Его искренность и то, с какой открытостью он сказал мне об этом, меня смутили. Я отвернулся и, подумав, сказал:
– Хорошо. Мы помиримся.
Он поцеловал меня в лоб и вышел из комнаты.
Я решил, что первым со Львом не заговорю. Если он тоже хочет мириться – пусть делает шаг навстречу. Ведь шаг назад, от меня, он тоже сделал первым.
На следующий день после моего возвращения мы словно прикинулись, будто никакого побега и не было. Я не хотел никого изводить специально, но сам не заметил, что, обращаясь ко Льву, невольно начал говорить как Антон.
Например, за обедом я ему сказал:
– Папа, я буду тебе премного благодарен, если ты передашь мне хлеб.
А получив хлеб в руки, ответил:
– Спасибо, это было очень любезно с твоей стороны.
Со Славой же я общался как прежде и сам себе не мог объяснить, что на меня находит в разговоре со Львом.
В течение того дня таких случаев было сразу несколько. Я поддержал беседу родителей о медицине, сказав, что «врач – самая благороднейшая профессия на земле, даже не знаю, что бы мы делали, если бы не эти великие люди». Когда Лев читал очередную книгу по реаниматологии, я пожелал ему приятного чтения и сказал, что потом с удовольствием послушаю его ценное мнение о прочитанном.
За ужином конфликт дошел до предела.
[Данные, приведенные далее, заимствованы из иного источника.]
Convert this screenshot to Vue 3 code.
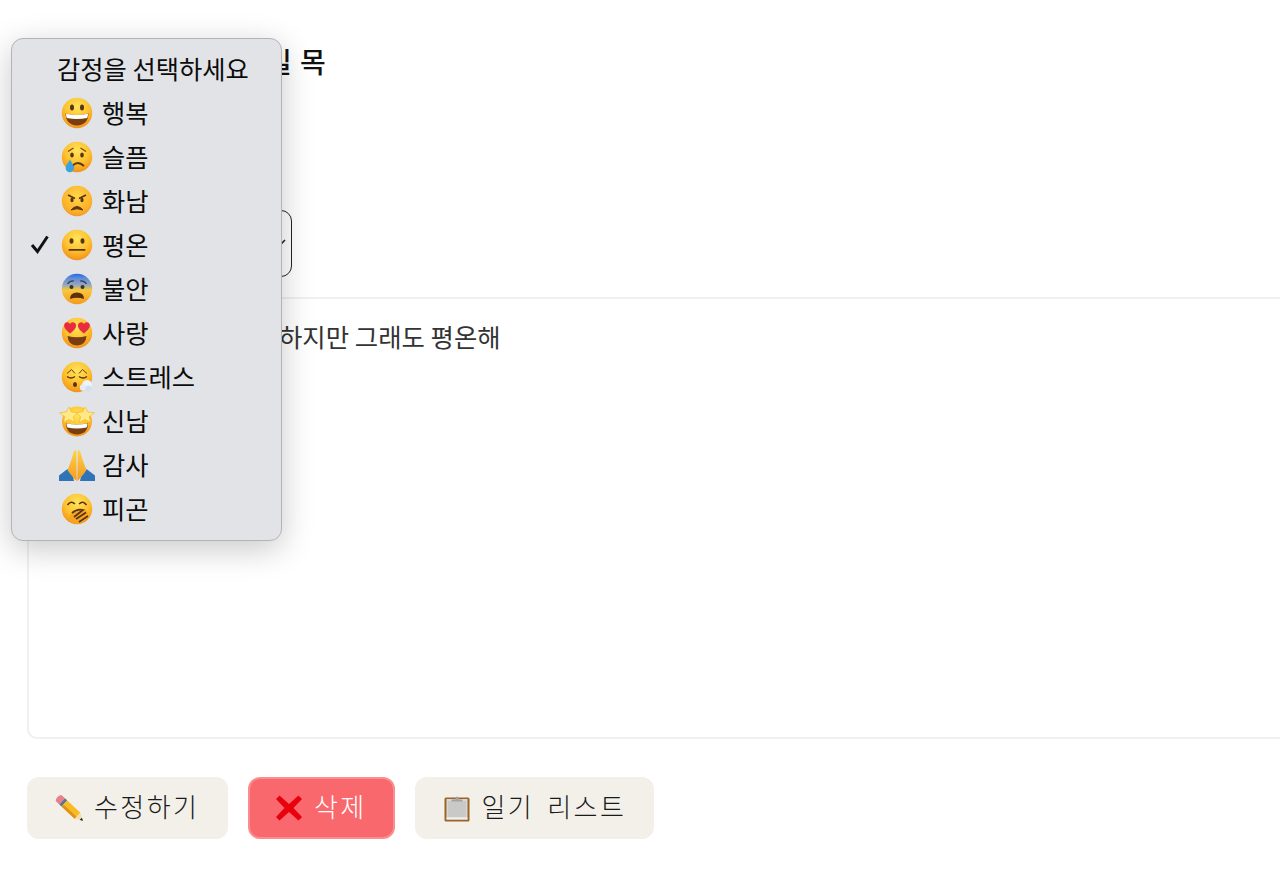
<script setup>
const rows = [
  { key: 'grin', label: '행복' },
  { key: 'cry', label: '슬픔' },
  { key: 'angry', label: '화남' },
  { key: 'neutral', label: '평온', checked: true },
  { key: 'fear', label: '불안' },
  { key: 'love', label: '사랑' },
  { key: 'exhale', label: '스트레스' },
  { key: 'star', label: '신남' },
  { key: 'pray', label: '감사' },
  { key: 'yawn', label: '피곤' }
]
</script>

<template>
  <div class="page">
    <svg class="defs" width="0" height="0" aria-hidden="true">
      <defs>
        <radialGradient id="face" cx="50%" cy="30%" r="72%">
          <stop offset="0" stop-color="#ffe45c" />
          <stop offset="0.55" stop-color="#fdc22f" />
          <stop offset="0.9" stop-color="#f59a1c" />
          <stop offset="1" stop-color="#ea8f2c" />
        </radialGradient>
        <radialGradient id="faceAngry" cx="50%" cy="35%" r="72%">
          <stop offset="0" stop-color="#ffd84a" />
          <stop offset="0.7" stop-color="#fbb028" />
          <stop offset="1" stop-color="#ec9028" />
        </radialGradient>
        <linearGradient id="faceFear" x1="0" y1="0" x2="0" y2="1">
          <stop offset="0" stop-color="#2468e4" />
          <stop offset="0.14" stop-color="#5f8ad8" />
          <stop offset="0.36" stop-color="#93a6bf" />
          <stop offset="0.54" stop-color="#f9c83a" />
          <stop offset="1" stop-color="#f59a1c" />
        </linearGradient>
        <linearGradient id="hand" x1="0" y1="0" x2="0" y2="1">
          <stop offset="0" stop-color="#ffd24a" />
          <stop offset="1" stop-color="#f29a1e" />
        </linearGradient>
      </defs>
    </svg>

    <h1 class="title">일 목</h1>

    <div class="select-box">
      <svg class="chevron" width="12" height="12" viewBox="0 0 12 12">
        <path d="M2 4l4 4 4-4" fill="none" stroke="#222" stroke-width="1.6" />
      </svg>
    </div>

    <div class="body-box">하지만 그래도 평온해</div>

    <div class="actions">
      <button class="btn btn-edit">
        <svg width="28" height="28" viewBox="0 0 28 28">
          <g transform="translate(3.5 4) rotate(43)">
            <path d="M0 -4.200h5v8.400h-5q-3 -4.200 0 -8.400z" fill="#e8808c" />
            <rect x="5" y="-4.200" width="3" height="8.400" fill="#5b7390" />
            <rect x="8" y="-4.200" width="18" height="8.400" fill="#f8bb22" />
            <rect x="8" y="1.400" width="18" height="2.800" fill="#e0911a" />
            <path d="M26 -4.200L33 0 26 4.200z" fill="#f5dcae" />
            <path d="M30.500 -1.500L33.500 0 30.500 1.500z" fill="#161616" />
          </g>
        </svg>
        <span class="btn-text">수정하기</span>
      </button>
      <button class="btn btn-delete">
        <svg width="28" height="28" viewBox="0 0 28 28">
          <path d="M1 5l3.500-3.500 9.500 8.500 9.500-8.500L27 5l-8.500 9L27 23l-3.500 3.500-9.500-8.500-9.500 8.500L1 23l8.500-9z" fill="#e9000f" />
        </svg>
        <span class="btn-text">삭제</span>
      </button>
      <button class="btn btn-list">
        <svg width="28" height="28" viewBox="0 0 28 28">
          <rect x="1.500" y="3.500" width="25" height="24" rx="1.500" fill="#9b6426" />
          <rect x="3.500" y="5" width="21" height="20.500" fill="#d8d8d6" />
          <rect x="5" y="7" width="18" height="16" fill="#c9c9c7" />
          <rect x="3.500" y="23.500" width="21" height="2" fill="#efefed" />
          <path d="M8.500 5.500h3.800c.3-1.600.9-3 1.700-3s1.400 1.400 1.700 3h3.800v2h-11z" fill="#a3a3a3" />
        </svg>
        <span class="btn-text">일기 리스트</span>
      </button>
    </div>

    <div class="menu">
      <div class="menu-row menu-head">감정을 선택하세요</div>
      <div v-for="row in rows" :key="row.key" class="menu-row">
        <span class="check">
          <svg v-if="row.checked" width="20" height="20" viewBox="0 0 20 20">
            <path d="M2 11l5.500 6.500L17.500 2.500" fill="none" stroke="#111" stroke-width="3" />
          </svg>
        </span>
        <span class="emoji">
          <svg width="36" height="32" viewBox="-2 0 36 32">
            <template v-if="row.key === 'grin'">
              <circle cx="16" cy="16" r="15.200" fill="url(#face)" />
              <ellipse cx="11" cy="10.500" rx="2" ry="3" fill="#5b3410" />
              <ellipse cx="21" cy="10.500" rx="2" ry="3" fill="#5b3410" />
              <path d="M4.500 16.500Q16 19.500 27.500 16.500Q27 28 16 28.500Q5 28 4.500 16.500z" fill="#7a3d12" />
              <path d="M5 16.700Q16 19.500 27 16.700Q27 19.500 26.200 21Q16 23 5.800 21Q5 19.500 5 16.700z" fill="#fff" />
            </template>
            <template v-else-if="row.key === 'cry'">
              <circle cx="16" cy="16" r="15.200" fill="url(#face)" />
              <path d="M7 10.500L12.500 7M25 10.500L19.500 7" stroke="#7a4510" stroke-width="1.300" fill="none" />
              <ellipse cx="11" cy="14" rx="1.800" ry="2.500" fill="#5b3410" />
              <ellipse cx="21" cy="14" rx="1.800" ry="2.500" fill="#5b3410" />
              <path d="M11 25.500Q16 19 23 25" stroke="#5b3410" stroke-width="2" fill="none" />
              <path d="M9 18.500C10.800 22 13 24 13 27a4.200 4.200 0 0 1-8.400 0C4.600 24 7 22 9 18.500z" fill="#3aa3dc" />
            </template>
            <template v-else-if="row.key === 'angry'">
              <circle cx="16" cy="16" r="15.200" fill="url(#faceAngry)" />
              <path d="M7 10L14 13.500M25 10L18 13.500" stroke="#5b3410" stroke-width="1.700" fill="none" />
              <ellipse cx="11" cy="15" rx="1.600" ry="2.200" fill="#5b3410" />
              <ellipse cx="21" cy="15" rx="1.600" ry="2.200" fill="#5b3410" />
              <path d="M10 25Q16 18 22 25Q16 22.500 10 25z" fill="#5b3410" stroke="#5b3410" stroke-width="1" />
            </template>
            <template v-else-if="row.key === 'neutral'">
              <circle cx="16" cy="16" r="15.200" fill="url(#face)" />
              <ellipse cx="10.500" cy="12" rx="2" ry="2.800" fill="#5b3410" />
              <ellipse cx="21.500" cy="12" rx="2" ry="2.800" fill="#5b3410" />
              <rect x="7.500" y="20" width="17" height="1.800" rx=".9" fill="#5b3410" />
            </template>
            <template v-else-if="row.key === 'fear'">
              <circle cx="16" cy="16" r="15.200" fill="url(#faceFear)" />
              <path d="M6.500 11Q9 7.500 13 8M25.500 11Q23 7.500 19 8" stroke="#33415c" stroke-width="1.200" fill="none" />
              <circle cx="10.500" cy="14" r="2" fill="#3a2f2a" />
              <circle cx="21.500" cy="14" r="2" fill="#3a2f2a" />
              <path d="M9 26Q9 19.500 16 19.500Q23 19.500 23 26Q16 23.500 9 26z" fill="#5b2f10" />
            </template>
            <template v-else-if="row.key === 'love'">
              <circle cx="16" cy="16" r="15.200" fill="url(#face)" />
              <path d="M9 16.500C5 13 2.500 10.500 3.300 7.500 4 5 7.500 4.300 9 7 10.500 4.300 14.500 5 15 8 15.500 11 12.500 14 9 16.500z" fill="#e82c3f" />
              <path d="M23 16.500C19.500 14 16.500 11 17 8 17.500 5 21.500 4.300 23 7 24.500 4.300 28 5 28.700 7.500 29.500 10.500 27 13 23 16.500z" fill="#e82c3f" />
              <path d="M6.500 19Q16 21.500 25.500 19Q25 28 16 28.500Q7 28 6.500 19z" fill="#7a3d12" />
            </template>
            <template v-else-if="row.key === 'exhale'">
              <circle cx="16" cy="16" r="15.200" fill="url(#face)" />
              <path d="M6 12.500L10.500 8.500L14 12.500M26 12.500L21.500 8.500L18 12.500" stroke="#6b3d10" stroke-width="1" fill="none" />
              <path d="M6 15.500Q10 18.500 14 15.500M18 15.500Q22 18.500 26 15.500" stroke="#5b3410" stroke-width="1.300" fill="none" />
              <ellipse cx="14" cy="23.500" rx="2" ry="2.500" fill="#5b3410" />
              <circle cx="26" cy="24" r="5" fill="#eef3f8" />
              <circle cx="22" cy="26.500" r="3.200" fill="#e4ecf5" />
              <circle cx="27.500" cy="27.500" r="3" fill="#cfe0f2" />
            </template>
            <template v-else-if="row.key === 'star'">
              <circle cx="16" cy="16.500" r="15" fill="url(#face)" />
              <path d="M8 2l2.500 5 6.500.7-4.500 4 1.300 5.800L8 14.500l-5.500 3 1.300-5.800L-1.500 7.700l6.700-.7z" fill="#ffe985" stroke="#f5b220" stroke-width=".6" />
              <path d="M24 2l2.800 5 6.700.7-5.300 4 1.300 5.800-5.500-3-5.800 3 1.300-5.800-4.500-4 6.500-.7z" fill="#ffe985" stroke="#f5b220" stroke-width=".6" />
              <path d="M5 18Q16 21 27 18Q27 29 16 29.500Q5 29 5 18z" fill="#7a3d12" />
              <path d="M5.500 18.200Q16 21 26.500 18.200Q26.500 21 25.500 22.500Q16 24.500 6.500 22.500Q5.500 21 5.500 18.200z" fill="#fff" />
            </template>
            <template v-else-if="row.key === 'pray'">
              <path d="M-2 32V26.500L6.500 20 12 27.500 13 32zM34 32V26.500L25.500 20 20 27.500 19 32z" fill="#2f73b8" />
              <path d="M15.700 32L13 29.500 9 24.500 6.500 21Q10.500 12 12.500 3.500Q13.500 .5 15.300 1.500zM16.300 32L19 29.500 23 24.500 25.500 21Q21.500 12 19.500 3.500Q18.500 .5 16.700 1.500z" fill="url(#hand)" />
            </template>
            <template v-else>
              <circle cx="16" cy="16" r="15.200" fill="url(#face)" />
              <path d="M6.500 12Q10 7 14 11M18 11Q22 7 25.500 12" stroke="#5b3410" stroke-width="1.600" fill="none" />
              <path d="M11 20Q16 15 22 16Q27 17 27 22Q25 30 17 31Q9 30 8 25Q8 22 11 20z" fill="#f6a523" />
              <path d="M11 20Q16 15.500 22 17L13 24M15 26L25 19.500M18 29L27 23" stroke="#5b3410" stroke-width="1.800" fill="none" />
            </template>
          </svg>
        </span>
        <span class="label">{{ row.label }}</span>
      </div>
    </div>
  </div>
</template>

<style scoped>
.page {
  position: relative;
  width: 1280px;
  height: 874px;
  overflow: hidden;
  background: #fff;
  box-sizing: border-box;
  padding: 41px 0 0 27px;
  font-family: "Noto Sans CJK KR", "Noto Sans", sans-serif;
  color: #111;
}
.defs {
  position: absolute;
}
.title {
  margin: 0 0 129px;
  padding-left: 239px;
  height: 40px;
  line-height: 40px;
  font-size: 28px;
  font-weight: 500;
  word-spacing: 2px;
}
.select-box {
  box-sizing: border-box;
  width: 265px;
  height: 67px;
  border: 1.5px solid #222;
  border-radius: 11px;
  display: flex;
  align-items: center;
  justify-content: flex-end;
  padding-right: 4px;
}
.chevron {
  display: block;
  margin-top: -3px;
}
.body-box {
  box-sizing: border-box;
  width: 1300px;
  height: 442px;
  margin-top: 20px;
  padding: 19px 0 0 250px;
  border: 2px solid #f0f0f0;
  border-radius: 10px;
  font-size: 25.4px;
  line-height: 36px;
  color: #333;
}
.actions {
  display: flex;
  gap: 20px;
  margin-top: 38px;
}
.btn {
  box-sizing: border-box;
  height: 62px;
  display: flex;
  align-items: center;
  gap: 11px;
  border: 0;
  border-radius: 12px;
  background: #f3f0ea;
  color: #1a1a1a;
  font-family: "Noto Sans CJK KR", sans-serif;
  font-size: 26px;
  font-weight: 300;
  letter-spacing: 2.4px;
  word-spacing: 5px;
}
.btn-text {
  margin-bottom: 5px;
}
.btn-edit {
  width: 201px;
  padding: 0 0 0 28px;
}
.btn-delete {
  width: 147px;
  padding: 0 0 0 25px;
  gap: 11px;
  background: #f9686c;
  border: 2px solid #fb8d90;
  color: #fff;
}
.btn-list {
  width: 239px;
  padding: 0 0 0 27.5px;
}
.menu {
  position: absolute;
  left: 10.5px;
  top: 38px;
  box-sizing: border-box;
  width: 271.5px;
  height: 503px;
  padding: 7.5px 0;
  background: #e1e3e7;
  border: 1px solid #b4b4b6;
  border-radius: 12px;
  box-shadow: 0 8px 32px rgba(0, 0, 0, 0.22);
}
.menu-row {
  display: flex;
  align-items: center;
  height: 43.95px;
  font-size: 25.3px;
  color: #0c0c0c;
}
.menu-head {
  padding-left: 45.5px;
}
.check {
  width: 45.5px;
  display: flex;
  padding-left: 18px;
  box-sizing: border-box;
}
.emoji {
  width: 39px;
  margin-right: 6px;
  margin-top: 2px;
  display: flex;
  justify-content: center;
}
.emoji svg {
  display: block;
}
</style>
После моего вопроса «Не соблаговолишь ли передать соль?» вилка Льва полетела на пол.
– Пошли вы на хрен, – четко сказал он, вставая из-за стола.
Я изображал недоумение, но внутренне злорадствовал.
– Сядь на место, – попросил его Слава.
Он не сел, но на пороге комнаты все-таки передумал уходить и повернулся ко мне.
– Ты что, до конца жизни мне это припоминать собрался? – спросил он. – Ну прости меня! Я не подумал, я идиот, быдло, все время забываю про вашу творческую тонкую душевную натуру!
– Это не похоже на извинение, – скептически заметил Слава.
Лев развел руками.
– А что поделать? Может, когда-нибудь я дорасту до вашего интеллигентного уровня.
Когда он ушел в другую комнату, Слава тихо спросил меня:
– Зачем ты издеваешься?
– Я просто вежлив с ним. Я же тогда ему нагрубил, обозвал его. А теперь вежлив.
– Ты не вежлив. Ты изводишь его специально. Тебе его не жаль?
Я подумал и честно ответил:
– Такого, как сейчас, не жаль.
«Я тебя люблю»
Самым ярким событием, случившимся, когда мне было восемь, стало то, что из-за меня чуть не расстались родители. Виной всему были тот дурацкий удар и мое злорадное поведение.